Selain itu, ada pula kultur hippies yang berkembang di Barat pada 1960-an. Orang-orang hippies identik dengan rambut panjang, baju yang flamboyan, dan celana bell-bottom atau cutbray, celana jins sobek (ripped jeans), baju ikat-celup (tie-dye), dan bunga di rambut.
Hippies merupakan kultur anti-kemapanan yang didominasi orang-orang muda kelas menengah. Mereka adalah orang-orang yang merasa terasing dari budaya arus utama kelas menengah. Hippies hadir sebagai pelarian dari tekanan akan standar sosial yang berlaku di publik.

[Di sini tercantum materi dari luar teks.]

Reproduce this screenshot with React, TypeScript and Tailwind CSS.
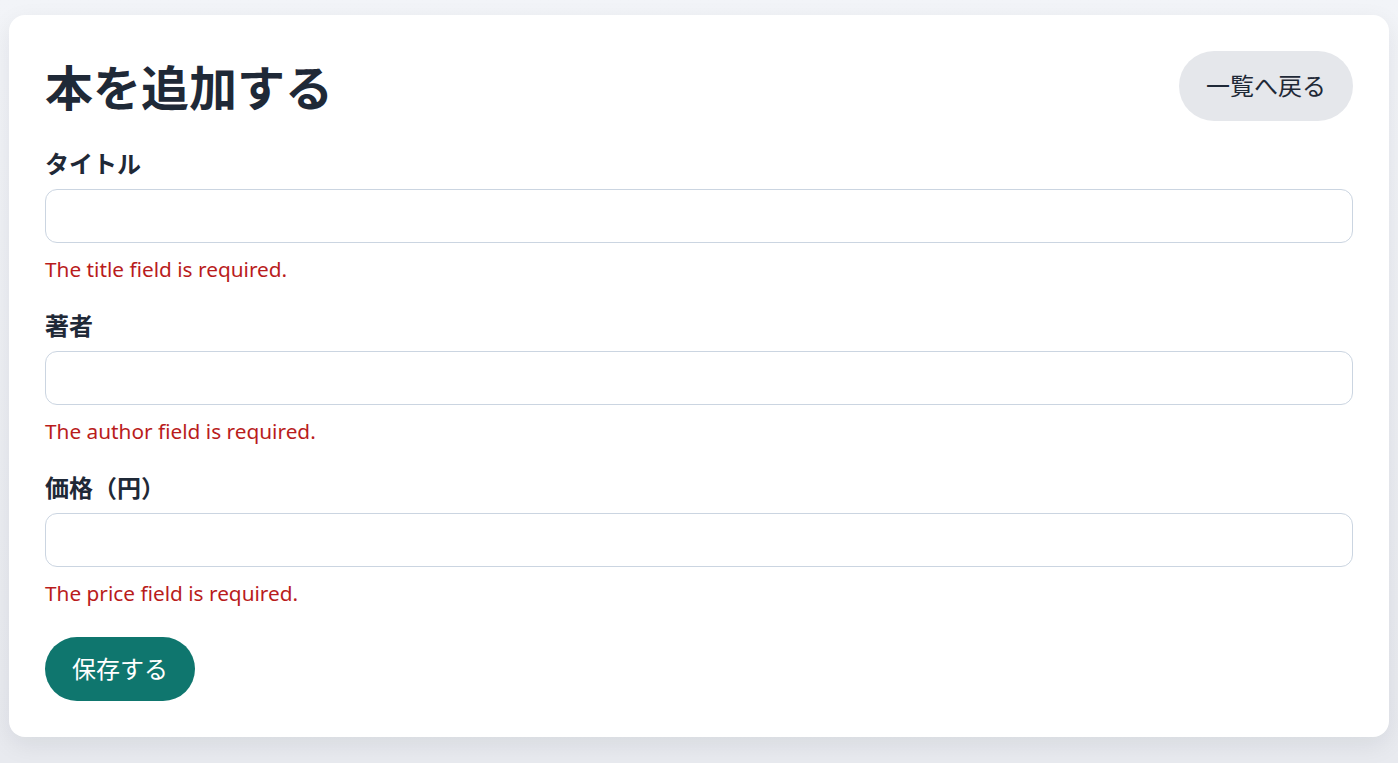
import React from 'react';

const font = { fontFamily: '"Noto Sans", "Noto Sans CJK JP", sans-serif' };

const fields = [
  { label: 'タイトル', error: 'The title field is required.' },
  { label: '著者', error: 'The author field is required.' },
  { label: '価格（円）', error: 'The price field is required.' },
];

export default function App() {
  return (
    <div
      className="min-h-[763px] bg-gradient-to-b from-[#f2f4f8] to-[#e8eaef] px-[9px] pt-[15px] pb-[26px]"
      style={font}
    >
      <div className="rounded-2xl bg-white p-9 shadow-[0_8px_24px_rgba(15,23,42,0.08)]">
        {/* Header */}
        <div className="mb-[28px] flex h-[70px] items-center justify-between">
          <h1 className="pt-[3px] text-[48px] font-bold leading-none text-[#1f2937]">本を追加する</h1>
          <button className="h-[70px] rounded-full bg-[#e5e7eb] px-[27px] text-[24px] text-[#1f2937]">
            一覧へ戻る
          </button>
        </div>

        {/* Fields */}
        <div className="flex flex-col gap-[27px]">
          {fields.map((f) => (
            <div key={f.label}>
              <label className="mb-[10px] block text-[24px] font-bold leading-[30px] text-[#1f2937]">
                {f.label}
              </label>
              <input
                type="text"
                className="block h-[54px] w-full rounded-xl border border-[#cbd5e1] bg-white px-4 text-[20px] outline-none"
              />
              <p className="mt-[11px] text-[20.8px] leading-[30px] text-[#b91c1c]">{f.error}</p>
            </div>
          ))}
        </div>

        <button className="mt-[29px] h-[64px] rounded-full bg-[#0f766e] px-[27px] text-[24px] text-white">
          保存する
        </button>
      </div>
    </div>
  );
}
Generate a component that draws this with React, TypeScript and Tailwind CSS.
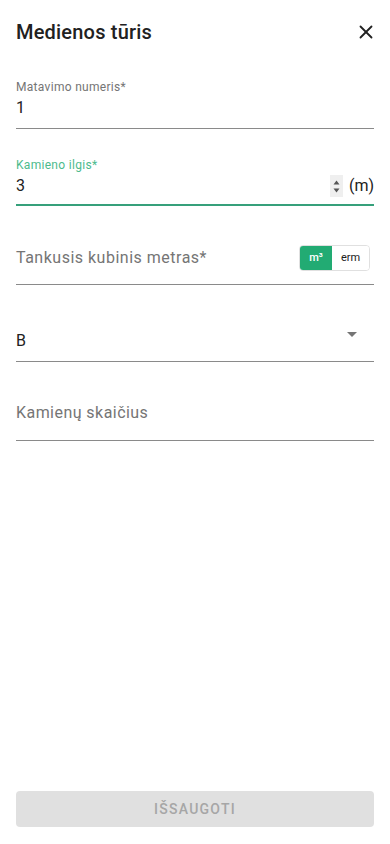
import { X } from 'lucide-react';

function Underline({ children, className = '' }: { children: React.ReactNode; className?: string }) {
  return <div className={`border-b border-[#8a8a8a] ${className}`}>{children}</div>;
}

export default function App() {
  return (
    <div className="w-[390px] h-[844px] bg-white flex flex-col px-4 font-['Roboto',sans-serif] text-[#212121]">
      {/* Header */}
      <div className="flex items-center justify-between pt-[20px] h-[64px] pb-[20px]">
        <h1 className="text-[20px] font-medium leading-6 tracking-[0.2px]">Medienos tūris</h1>
        <button className="w-6 h-6 flex items-center justify-center -mr-1">
          <X className="w-[22px] h-[22px] text-[#212121]" strokeWidth={2} />
        </button>
      </div>

      {/* Matavimo numeris */}
      <Underline className="mt-[15px] pb-[10px]">
        <p className="text-[12px] leading-4 text-[#757575] tracking-[0.3px]">Matavimo numeris*</p>
        <p className="text-[16px] leading-5 mt-[3px]">1</p>
      </Underline>

      {/* Kamieno ilgis */}
      <div className="mt-[28px] border-b-2 border-[#36a07b] pb-[8px]">
        <p className="text-[12px] leading-4 text-[#4dbb8d] tracking-[0.3px]">Kamieno ilgis*</p>
        <div className="flex items-center mt-[3px] h-[20px]">
          <span className="flex-1 text-[16px] leading-5">3</span>
          <div className="w-[13px] h-[22px] bg-[#efefef] flex flex-col items-center justify-center gap-[3px] mr-[6px]">
            <svg width="7" height="5" viewBox="0 0 7 5"><path d="M3.5 0.5L6.5 4.5H0.5Z" fill="#555" /></svg>
            <svg width="7" height="5" viewBox="0 0 7 5"><path d="M0.5 0.5H6.5L3.5 4.5Z" fill="#555" /></svg>
          </div>
          <span className="text-[16px] leading-5 text-[#212121]">(m)</span>
        </div>
      </div>

      {/* Tankusis kubinis metras */}
      <Underline className="mt-[39px] pb-[13px] flex items-center">
        <span className="flex-1 text-[16px] text-[#757575] tracking-[0.5px]">Tankusis kubinis metras*</span>
        <div className="flex h-[26px] rounded-[4px] border border-[#e0e0e0] overflow-hidden mr-[4px]">
          <span className="w-[32px] bg-[#22ab73] text-white text-[11px] font-medium flex items-center justify-center">m³</span>
          <span className="w-[37px] bg-white text-[#212121] text-[11px] flex items-center justify-center">erm</span>
        </div>
      </Underline>

      {/* Select B */}
      <Underline className="mt-[46px] pb-[10px] flex items-end relative">
        <span className="flex-1 text-[16px] leading-5">B</span>
        <svg className="absolute right-[17px] top-[1px]" width="10" height="5" viewBox="0 0 10 5">
          <path d="M0 0H10L5 5Z" fill="#757575" />
        </svg>
      </Underline>

      {/* Kamienų skaičius */}
      <Underline className="mt-[39px] pb-[15px]">
        <span className="text-[16px] text-[#757575] tracking-[0.45px]">Kamienų skaičius</span>
      </Underline>

      <div className="flex-1" />

      <button className="mb-[17px] h-[36px] rounded-[4px] bg-[#e0e0e0] text-[#a6a6a6] text-[14px] font-medium tracking-[1.25px]">
        IŠSAUGOTI
      </button>
    </div>
  );
}
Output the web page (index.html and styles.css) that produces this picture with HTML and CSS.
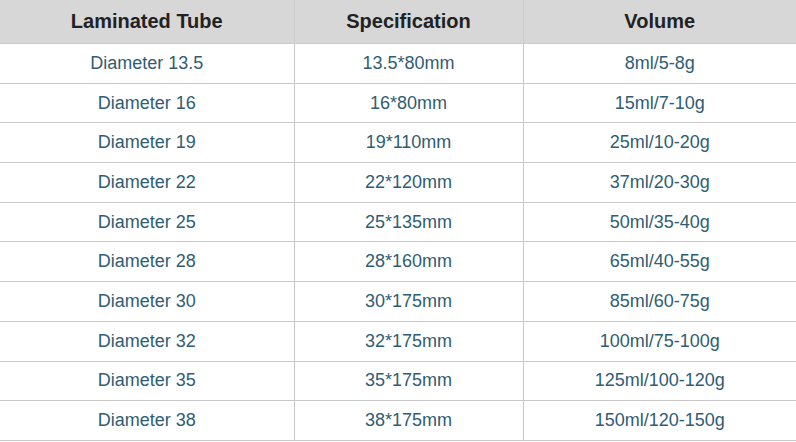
FILE: index.html
```html
<!DOCTYPE html>
<html>
<head>
<meta charset="utf-8">
<link rel="stylesheet" href="styles.css">
</head>
<body>
<table class="spec">
  <colgroup>
    <col class="c1"><col class="c2"><col class="c3">
  </colgroup>
  <thead>
    <tr><th>Laminated Tube</th><th>Specification</th><th>Volume</th></tr>
  </thead>
  <tbody>
    <tr><td>Diameter 13.5</td><td>13.5*80mm</td><td>8ml/5-8g</td></tr>
    <tr><td>Diameter 16</td><td>16*80mm</td><td>15ml/7-10g</td></tr>
    <tr><td>Diameter 19</td><td>19*110mm</td><td>25ml/10-20g</td></tr>
    <tr><td>Diameter 22</td><td>22*120mm</td><td>37ml/20-30g</td></tr>
    <tr><td>Diameter 25</td><td>25*135mm</td><td>50ml/35-40g</td></tr>
    <tr><td>Diameter 28</td><td>28*160mm</td><td>65ml/40-55g</td></tr>
    <tr><td>Diameter 30</td><td>30*175mm</td><td>85ml/60-75g</td></tr>
    <tr><td>Diameter 32</td><td>32*175mm</td><td>100ml/75-100g</td></tr>
    <tr><td>Diameter 35</td><td>35*175mm</td><td>125ml/100-120g</td></tr>
    <tr><td>Diameter 38</td><td>38*175mm</td><td>150ml/120-150g</td></tr>
  </tbody>
</table>
</body>
</html>
```

FILE: styles.css
```css
html, body {
  margin: 0;
  padding: 0;
  background: #ffffff;
}
.spec {
  width: 796px;
  border-collapse: collapse;
  table-layout: fixed;
  font-family: "Liberation Sans", Arial, sans-serif;
}
.c1 { width: 294px; }
.c2 { width: 229px; }
.c3 { width: 273px; }
.spec th {
  background: #d7d7d7;
  color: #222222;
  font-size: 20px;
  font-weight: bold;
  height: 43px;
  padding: 0 0 0 0;
  text-align: center;
  border: 1px solid #cccccc;
  border-top: none;
}
.spec td {
  color: #2f5d74;
  font-size: 18px;
  height: 38.7px;
  padding: 0;
  text-align: center;
  border: 1px solid #c8c8c8;
}
.spec th:first-child, .spec td:first-child { border-left: none; }
.spec th:last-child, .spec td:last-child { border-right: none; }
```
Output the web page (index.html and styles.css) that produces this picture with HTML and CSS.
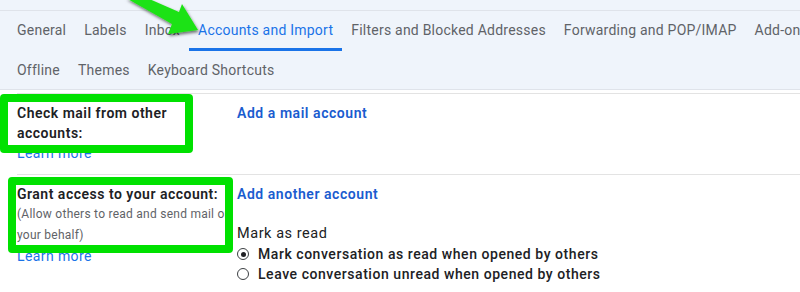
FILE: index.html
```html
<!DOCTYPE html>
<html lang="en">
<head>
    <meta charset="UTF-8">
    <title>Settings - Accounts and Import</title>
    <link rel="stylesheet" href="styles.css">
</head>
<body>
    <div class="topbar"></div>

    <nav class="tabs">
        <div class="tab-row">
            <a class="tab">General</a>
            <a class="tab">Labels</a>
            <a class="tab">Inbox</a>
            <a class="tab active">Accounts and Import</a>
            <a class="tab">Filters and Blocked Addresses</a>
            <a class="tab">Forwarding and POP/IMAP</a>
            <a class="tab">Add-ons</a>
        </div>
        <div class="tab-row tab-row-second">
            <a class="tab">Offline</a>
            <a class="tab">Themes</a>
            <a class="tab">Keyboard Shortcuts</a>
        </div>
    </nav>

    <div class="settings">
        <div class="setting-row">
            <div class="setting-label">
                <div class="label-title">Check mail from other accounts:</div>
                <a class="learn-more">Learn more</a>
            </div>
            <div class="setting-value">
                <a class="action">Add a mail account</a>
            </div>
        </div>

        <div class="setting-row">
            <div class="setting-label">
                <div class="label-title">Grant access to your account:</div>
                <div class="label-note">(Allow others to read and send mail on your behalf)</div>
                <a class="learn-more">Learn more</a>
            </div>
            <div class="setting-value">
                <a class="action">Add another account</a>
                <div class="option-title">Mark as read</div>
                <label class="radio-line"><span class="radio checked"></span>Mark conversation as read when opened by others</label>
                <label class="radio-line"><span class="radio"></span>Leave conversation unread when opened by others</label>
            </div>
        </div>
    </div>

    <!-- annotations drawn over the screenshot -->
    <div class="highlight highlight-check"></div>
    <div class="highlight highlight-grant"></div>
    <svg class="arrow" width="100" height="45" viewBox="110 0 100 45">
        <defs>
            <filter id="shadow" x="-20%" y="-20%" width="150%" height="160%">
                <feDropShadow dx="1" dy="2" stdDeviation="1.4" flood-color="#000" flood-opacity="0.55"/>
            </filter>
        </defs>
        <polygon filter="url(#shadow)" fill="#1fe214"
            points="126,-2 147,-2 179,12 182,4 198,30 168,34 172,24"/>
    </svg>
</body>
</html>
```

FILE: styles.css
```css
body {
    margin: 0;
    font-family: Roboto, "Liberation Sans", sans-serif;
    background: #fff;
    color: #202124;
    overflow: hidden;
}

.topbar {
    height: 10px;
    background: #eff4fb;
    border-bottom: 1px solid #dfe3ea;
}

.tabs {
    background: #eff4fb;
    border-bottom: 1px solid #dfe3ea;
    padding-left: 8px;
}

.tab-row {
    display: flex;
    white-space: nowrap;
    overflow: hidden;
}

.tab {
    display: flex;
    align-items: center;
    height: 40px;
    box-sizing: border-box;
    padding: 0 9px;
    border-bottom: 3px solid transparent;
    font-size: 14px;
    letter-spacing: 0.23px;
    color: #5f6368;
}

.tab.active {
    color: #1a73e8;
    border-bottom-color: #1a73e8;
}

.tab-row-second .tab {
    height: 38px;
    border-bottom: 0;
}

.settings {
    margin-top: 3px;
    padding-left: 17px;
}

.setting-row {
    display: flex;
    border-top: 1px solid #e3e3e3;
    padding: 9px 0 11px;
}

.setting-label {
    width: 217px;
    padding-right: 3px;
    flex-shrink: 0;
}

.label-title {
    font-size: 14px;
    line-height: 20px;
    font-weight: 600;
    letter-spacing: 0.5px;
    color: #202124;
}

.label-note {
    font-size: 12px;
    line-height: 21px;
    letter-spacing: 0.25px;
    color: #5f6368;
}

.learn-more {
    display: block;
    font-size: 14px;
    line-height: 20px;
    letter-spacing: 0.4px;
    color: #1a73e8;
}

.setting-value {
    font-size: 14px;
    line-height: 20px;
    letter-spacing: 0.55px;
}

.action {
    display: block;
    font-weight: 600;
    color: #1a5ccf;
}

.option-title {
    margin-top: 20px;
    font-size: 14.5px;
}

.radio-line {
    display: flex;
    align-items: center;
    font-weight: 500;
}

.radio {
    position: relative;
    width: 10px;
    height: 10px;
    border: 1.2px solid #3c4043;
    border-radius: 50%;
    margin-right: 9px;
    flex-shrink: 0;
}

.radio.checked::after {
    content: "";
    position: absolute;
    left: 2.5px;
    top: 2.5px;
    width: 5px;
    height: 5px;
    border-radius: 50%;
    background: #202124;
}

.highlight {
    position: absolute;
    box-sizing: border-box;
    border: 8px solid #00e100;
    border-radius: 4px;
}

.highlight-check {
    left: 0;
    top: 94px;
    width: 193px;
    height: 59px;
}

.highlight-grant {
    left: 8px;
    top: 177px;
    width: 225px;
    height: 76px;
}

.arrow {
    position: absolute;
    left: 110px;
    top: 0;
    overflow: visible;
}
```
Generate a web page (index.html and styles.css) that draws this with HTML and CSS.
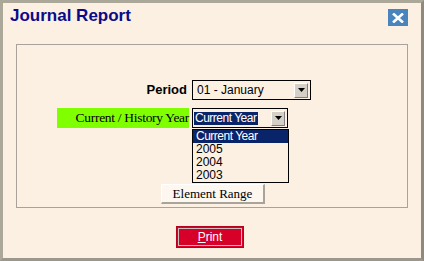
FILE: index.html
```html
<!DOCTYPE html>
<html lang="en">
<head>
    <meta charset="UTF-8">
    <title>Journal Report</title>
    <link rel="stylesheet" href="styles.css">
</head>
<body>

<div class="window">
    <div class="title-bar">
        <h1>Journal Report</h1>
        <button class="close-btn" aria-label="Close">
            <svg width="12" height="10" viewBox="0 0 12 10"><path d="M1 0.5 L11 9.5 M11 0.5 L1 9.5" stroke="#fff" stroke-width="2.6"/></svg>
        </button>
    </div>

    <div class="panel">
        <div class="form-grid">
            <label class="field-label bold">Period</label>
            <div class="combo wide">
                <span class="combo-text">01 - January</span>
                <span class="combo-arrow"><svg width="7" height="4" viewBox="0 0 7 4"><path d="M0 0 H7 L3.5 4 Z" fill="#000"/></svg></span>
            </div>

            <label class="field-label required">Current / History Year</label>
            <div class="combo narrow open">
                <span class="combo-text selected">Current Year</span>
                <span class="combo-arrow"><svg width="7" height="4" viewBox="0 0 7 4"><path d="M0 0 H7 L3.5 4 Z" fill="#000"/></svg></span>
                <ul class="combo-list">
                    <li class="selected">Current Year</li>
                    <li>2005</li>
                    <li>2004</li>
                    <li>2003</li>
                </ul>
            </div>
        </div>

        <div class="range-row">
            <button class="range-btn">Element Range</button>
        </div>
    </div>

    <div class="actions">
        <button class="print-btn"><span><u>P</u>rint</span></button>
    </div>
</div>

</body>
</html>
```

FILE: styles.css
```css
:root {
    --bg: #fbf0e2;
    --frame: #aca899;
    --navy: #0a246a;
}

html, body { margin: 0; padding: 0; }

body {
    font-family: 'Liberation Sans', Arial, sans-serif;
    background: var(--bg);
}

.window {
    width: 424px;
    height: 261px;
    box-sizing: border-box;
    border: 3px solid var(--frame);
    border-right-color: #8f8a80;
    border-bottom-color: #9c978d;
    background: var(--bg);
}

.title-bar {
    display: flex;
    justify-content: space-between;
    align-items: flex-start;
    padding: 3px 13px 0 7px;
    height: 38px;
}

h1 {
    margin: 0;
    font-size: 17px;
    line-height: 20px;
    font-weight: bold;
    color: #0b0b8a;
}

.close-btn {
    width: 20px;
    height: 17px;
    margin-top: 3px;
    padding: 0;
    border: none;
    background: #4a84bd;
    display: flex;
    align-items: center;
    justify-content: center;
}

.panel {
    margin: 0 13px;
    height: 164px;
    box-sizing: border-box;
    border: 1px solid #a9a29a;
    padding-top: 35px;
}

.form-grid {
    display: grid;
    grid-template-columns: 171px auto;
    column-gap: 4px;
    row-gap: 8px;
    align-items: center;
}

.field-label {
    justify-self: end;
    font-size: 13px;
    height: 20px;
    line-height: 20px;
}

.bold { font-weight: bold; padding-right: 1px; }

.required {
    background: #80ff00;
    width: 132px;
    text-align: right;
    font-family: 'Liberation Serif', 'Times New Roman', serif;
    font-size: 13.5px;
    letter-spacing: -0.3px;
    margin-right: -1px;
    box-sizing: border-box;
}

.combo {
    position: relative;
    display: flex;
    align-items: center;
    justify-content: space-between;
    height: 20px;
    box-sizing: border-box;
    border: 1px solid #000;
    padding: 0 2px 0 3px;
    font-size: 12px;
}

.combo.wide { width: 119px; }
.combo.narrow { width: 96px; padding-left: 1px; }

.combo-text { line-height: 14px; padding: 0 1px; }
.combo-text.selected {
    background: var(--navy);
    color: #fff;
    letter-spacing: -0.5px;
    line-height: 13px;
    padding: 0 2px 0 1px;
}

.combo-arrow {
    width: 14px;
    height: 15px;
    box-sizing: border-box;
    background: #d4d0c8;
    border: 1px solid #fff;
    border-right-color: #808080;
    border-bottom-color: #808080;
    display: flex;
    align-items: center;
    justify-content: center;
}

.combo-list {
    position: absolute;
    left: -1px;
    top: 20px;
    width: 95px;
    margin: 0;
    padding: 0;
    list-style: none;
    background: var(--bg);
    border: 1px solid #000;
    font-size: 12px;
}

.combo-list li { height: 13px; line-height: 13px; padding-left: 3px; }
.combo-list li.selected { background: var(--navy); color: #fff; letter-spacing: -0.5px; }

.range-row {
    display: flex;
    justify-content: center;
    margin-top: 56px;
}

.range-btn {
    width: 104px;
    height: 20px;
    padding: 0;
    font-family: 'Liberation Serif', 'Times New Roman', serif;
    font-size: 13px;
    background: #fdf7f0;
    border: 1px solid #fff;
    border-right: 2px solid #a8a49c;
    border-bottom: 2px solid #a8a49c;
    margin-left: 2px;
}

.actions {
    display: flex;
    justify-content: center;
    padding-top: 18px;
    margin-left: -4px;
}

.print-btn {
    width: 68px;
    height: 22px;
    padding: 1px;
    border: 1px solid #b8001c;
    background: #d70028;
}

.print-btn span {
    display: block;
    height: 100%;
    box-sizing: border-box;
    border: 1px solid #c8c0c0;
    color: #fff;
    font-size: 12px;
    line-height: 16px;
}
```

Dalam catatan sejarah juga pernah ada sekelompok masyarakat yang melawan standar kecantikan karena dinilai opresif dengan aksi simbolis, yakni membakar bra. Bra dan sejumlah ”barang perempuan”, seperti kain pel, kosmetik, dan majalah dewasa, dimasukkan ke tong bernama Freedom Trash Can, lalu dibakar.
Perlawanan ini dilakukan kelompok perempuan feminis. Ini sekaligus protes terhadap kontes kecantikan Miss America yang dihelat pada 7 September 1968. Aksi pembakaran bra tercatat sebagai bagian dari gelombang kedua feminisme di AS.
Menurut buku Cultural Encyclopedia of the Breast, pembakaran bra juga adalah perlawanan terhadap budaya patriarki. Mereka menolak gagasan bahwa publik berwenang menentukan cara perempuan berpakaian yang ”pantas dan bermartabat”.